Barrin92 a day ago | parent [-]

>Yes, and the wishes of all parents together != the wishes of the UK government

This legislation has widespread support among British parents across the political spectrum[1]

"As YouGov has shown previously, such a policy would be widely popular with the general public. In our latest survey, looking more specifically at the views of parents, we find that 77% of those with children under the age of 18 would support a ban, compared to only 14% who are opposed.[...] Likewise, 76% of parents think the government needs to kick up their activity on this issue, although a much lower rate of 43% think they need to be doing “much more”."

I don't even have any idea what the last paragraph, other than being some generic twitter rant has to do with the topic of the thread

[1]https://yougov.com/en-gb/articles/54969-eight-in-ten-parents...

joe_mamba a day ago | parent [-]

>This legislation has widespread support among British parents across the political spectrum[1]

Because parents like most voters, are incredibly stupid, and just want to delegate accountability of their kids to the state, not that they actually understand the repercussions of what they're supporting. Same with brexit. Voters want a scapegoat on why their kids are stupid(er), and the government is happy to offer a monkey paw.

inigyou 21 hours ago | parent | next [-]

Ah, yes. Whenever a policy that you personally dislike is widely supported, it's because all its supporters are incredibly stupid, because you are always right.

joe_mamba 21 hours ago | parent [-]

It's not just because I am right and they're wrong in this case, it's because as the saying goes, "The Best Argument Against Democracy' Is 5-Minute Conversation with Average Voter".

And British voters have proven that several times over that they're not good at making decisions which is why their country has been in decline. Again, see their Brexit choice as proof.
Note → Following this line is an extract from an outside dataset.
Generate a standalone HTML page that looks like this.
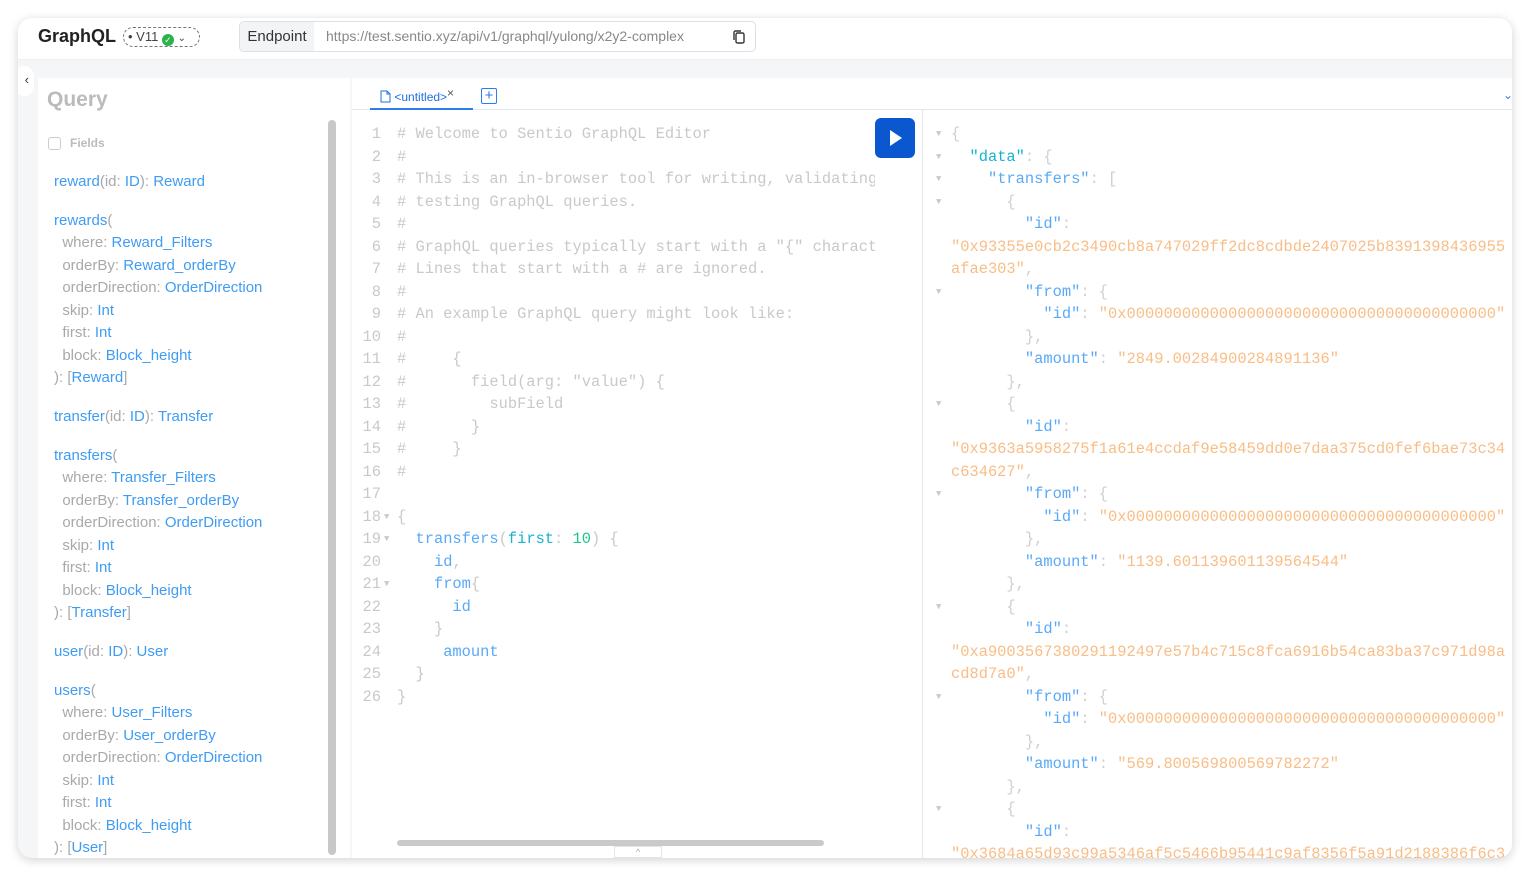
<!DOCTYPE html>
<html><head><meta charset="utf-8"><style>
*{margin:0;padding:0;box-sizing:border-box}
body{width:1530px;height:877px;background:#fff;font-family:"Liberation Sans",sans-serif;position:relative;overflow:hidden}
.card{position:absolute;left:18px;top:18px;width:1494px;height:840px;border-radius:14px;background:#f5f6f8;box-shadow:0 2px 10px rgba(0,0,0,.18);overflow:hidden}
.hdr{position:absolute;left:0;top:0;width:100%;height:42px;background:#fff;border-bottom:1px solid #eceef1}
.abs{position:absolute}
.mono{font-family:"Liberation Mono",monospace;font-size:15.4px;line-height:22.5px;white-space:pre}
.c{color:#c9c9c9}.b{color:#5aa9f7}.t{color:#14b4cf}.g{color:#1fc58a}.o{color:#f9bd86}.p{color:#cfcfcf}
.side{font-size:15px;line-height:22.5px;color:#a9a9a9}
.side div{white-space:pre;height:22.5px}
.side .b{color:#3f9cf3}
.side div.sp{height:16.3px}
</style></head><body>
<div class="card">
 <div class="hdr">
  <div class="abs" style="left:20px;top:8px;font-size:18px;font-weight:bold;color:#222">GraphQL</div>
  <div class="abs" style="left:105px;top:9px;width:77px;height:20px;border:1px dashed #777;border-radius:10px;font-size:13px;color:#444;line-height:18px;padding-left:4px">• V11 <span style="display:inline-block;width:12px;height:12px;border-radius:6px;background:#2bb24c;vertical-align:-2px;color:#fff;font-size:9px;line-height:12px;text-align:center">✓</span> <span style="font-size:10px">⌄</span></div>
  <div class="abs" style="left:221px;top:3px;width:517px;height:31px;border:1px solid #dcdfe4;border-radius:5px;background:#fff;overflow:hidden">
   <div class="abs" style="left:0;top:0;width:74px;height:31px;background:#f3f4f6;font-size:15px;color:#333;line-height:29px;text-align:center">Endpoint</div>
   <div class="abs" style="left:86px;top:0;font-size:14px;color:#888;line-height:29px">https://test.sentio.xyz/api/v1/graphql/yulong/x2y2-complex</div>
   <svg class="abs" style="left:491px;top:7px" width="16" height="16" viewBox="0 0 16 16" fill="none" stroke="#333" stroke-width="1.4"><rect x="5" y="4" width="8" height="10" rx="1.5"/><path d="M3 11V3.5A1.5 1.5 0 0 1 4.5 2H10"/></svg>
  </div>
 </div>
 <div class="abs" style="left:-4px;top:48px;width:20px;height:30px;border-radius:10px;background:#fff;font-size:13px;color:#333;text-align:right;padding-right:5px;line-height:28px">‹</div>
 <!-- left panel -->
 <div class="abs" style="left:20px;top:60px;width:312px;height:790px;background:#fff">
  <div class="abs" style="left:9px;top:10px;font-size:21px;font-weight:bold;color:#bbb">Query</div>
  <div class="abs" style="left:10px;top:59px;width:13px;height:13px;border:1px solid #ccc;border-radius:3px"></div>
  <div class="abs" style="left:32px;top:58px;font-size:12px;font-weight:bold;color:#bbb">Fields</div>
  <div class="abs" style="left:290px;top:42px;width:8px;height:735px;border-radius:4px;background:#c8c8c8"></div>
  <div class="abs side" style="left:16px;top:93px"><div><span class="b">reward</span>(id: <span class="b">ID</span>): <span class="b">Reward</span></div><div class="sp"></div><div><span class="b">rewards</span>(</div><div>  where: <span class="b">Reward_Filters</span></div><div>  orderBy: <span class="b">Reward_orderBy</span></div><div>  orderDirection: <span class="b">OrderDirection</span></div><div>  skip: <span class="b">Int</span></div><div>  first: <span class="b">Int</span></div><div>  block: <span class="b">Block_height</span></div><div>): [<span class="b">Reward</span>]</div><div class="sp"></div><div><span class="b">transfer</span>(id: <span class="b">ID</span>): <span class="b">Transfer</span></div><div class="sp"></div><div><span class="b">transfers</span>(</div><div>  where: <span class="b">Transfer_Filters</span></div><div>  orderBy: <span class="b">Transfer_orderBy</span></div><div>  orderDirection: <span class="b">OrderDirection</span></div><div>  skip: <span class="b">Int</span></div><div>  first: <span class="b">Int</span></div><div>  block: <span class="b">Block_height</span></div><div>): [<span class="b">Transfer</span>]</div><div class="sp"></div><div><span class="b">user</span>(id: <span class="b">ID</span>): <span class="b">User</span></div><div class="sp"></div><div><span class="b">users</span>(</div><div>  where: <span class="b">User_Filters</span></div><div>  orderBy: <span class="b">User_orderBy</span></div><div>  orderDirection: <span class="b">OrderDirection</span></div><div>  skip: <span class="b">Int</span></div><div>  first: <span class="b">Int</span></div><div>  block: <span class="b">Block_height</span></div><div>): [<span class="b">User</span>]</div></div>
 </div>
 <!-- editor -->
 <div class="abs" style="left:334px;top:60px;width:1160px;height:790px;background:#fff;overflow:hidden">
  <div class="abs" style="left:0;top:31px;width:1160px;height:1px;background:#e3e6ea"></div>
  <div class="abs" style="left:18px;top:8px;width:103px;height:24px;border-bottom:2px solid #2b7de9;font-size:12px;color:#1f6fe0;line-height:22px;padding-left:10px"><svg width="11" height="13" viewBox="0 0 11 13" style="vertical-align:-2px" fill="none" stroke="#1f6fe0" stroke-width="1"><path d="M1 1h6l3 3v8H1z M7 1v3h3"/></svg> &lt;untitled&gt;<span style="position:relative;top:-4px;color:#555">×</span></div>
  <div class="abs" style="left:129px;top:10px;width:16px;height:16px;border:1px solid #2b7de9;border-radius:2px;color:#2b7de9;font-size:15px;line-height:13px;text-align:center">+</div>
  <div class="abs" style="left:1151px;top:10px;color:#2b7de9;font-size:12px">⌄</div>
  <div class="abs" style="left:570px;top:32px;width:1px;height:760px;background:#e8e8e8"></div>
  <div class="abs mono c" style="left:0px;top:45px;width:29px;text-align:right">1
2
3
4
5
6
7
8
9
10
11
12
13
14
15
16
17
18
19
20
21
22
23
24
25
26</div>
  <div class="abs mono c" style="left:32px;top:45px;font-size:9px;line-height:22.5px"><br><br><br><br><br><br><br><br><br><br><br><br><br><br><br><br><br>▼<br>▼<br><br>▼</div>
  <div class="abs mono c" style="left:45px;top:45px;width:478px;overflow:hidden"># Welcome to Sentio GraphQL Editor
#
# This is an in-browser tool for writing, validating, and
# testing GraphQL queries.
#
# GraphQL queries typically start with a "{" character.
# Lines that start with a # are ignored.
#
# An example GraphQL query might look like:
#
#     {
#       field(arg: "value") {
#         subField
#       }
#     }
#

{
  <span class="b">transfers</span>(<span class="t">first</span>: <span class="g">10</span>) {
    <span class="b">id</span>,
    <span class="b">from</span>{
      <span class="b">id</span>
    }
     <span class="b">amount</span>
  }
}</div>
  <div class="abs" style="left:523px;top:40px;width:40px;height:40px;border-radius:6px;background:#0b57d0"><svg width="40" height="40"><path d="M15 12L27 20L15 28Z" fill="#fff"/></svg></div>
  <div class="abs" style="left:45px;top:762px;width:427px;height:6px;border-radius:3px;background:#c9cacc"></div>
  <div class="abs" style="left:262px;top:768px;width:48px;height:12px;border:1px solid #e4e4e4;font-size:9px;color:#aaa;text-align:center">^</div>
  <!-- results -->
  <div class="abs mono c" style="left:584px;top:45px;font-size:9px;line-height:22.5px">▼<br>▼<br>▼<br>▼<br><br><br><br>▼<br><br><br><br><br>▼<br><br><br><br>▼<br><br><br><br><br>▼<br><br><br><br>▼<br><br><br><br><br>▼</div>
  <div class="abs mono p" style="left:599px;top:45px;width:554px;overflow:hidden">{
  <span class="t">"data"</span>: {
    <span class="b">"transfers"</span>: [
      {
        <span class="b">"id"</span>:
<span class="o">"0x93355e0cb2c3490cb8a747029ff2dc8cdbde2407025b8391398436955
afae303"</span>,
        <span class="b">"from"</span>: {
          <span class="b">"id"</span>: <span class="o">"0x0000000000000000000000000000000000000000"</span>
        },
        <span class="b">"amount"</span>: <span class="o">"2849.00284900284891136"</span>
      },
      {
        <span class="b">"id"</span>:
<span class="o">"0x9363a5958275f1a61e4ccdaf9e58459dd0e7daa375cd0fef6bae73c34
c634627"</span>,
        <span class="b">"from"</span>: {
          <span class="b">"id"</span>: <span class="o">"0x0000000000000000000000000000000000000000"</span>
        },
        <span class="b">"amount"</span>: <span class="o">"1139.601139601139564544"</span>
      },
      {
        <span class="b">"id"</span>:
<span class="o">"0xa9003567380291192497e57b4c715c8fca6916b54ca83ba37c971d98a
cd8d7a0"</span>,
        <span class="b">"from"</span>: {
          <span class="b">"id"</span>: <span class="o">"0x0000000000000000000000000000000000000000"</span>
        },
        <span class="b">"amount"</span>: <span class="o">"569.800569800569782272"</span>
      },
      {
        <span class="b">"id"</span>:
<span class="o">"0x3684a65d93c99a5346af5c5466b95441c9af8356f5a91d2188386f6c3</span></div>
 </div>
</div>
</body></html>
But sure, you go and personally attack me with no arguments as if that means anything.

Barrin92 16 hours ago | parent | prev [-]

I'm sorry to tell you this but you'll have to decide between "The British government is doing terrible things that does not represent the British people" or "people are extremely stupid, democracy is terrible and we must in fact make decisions for them"

You can't actually bring up the first one because you disagree with me and then the second one when you realize you also disagree with the British people. Either you like democracy or you don't, you don't get to decide that based on what route you want to take in an internet argument.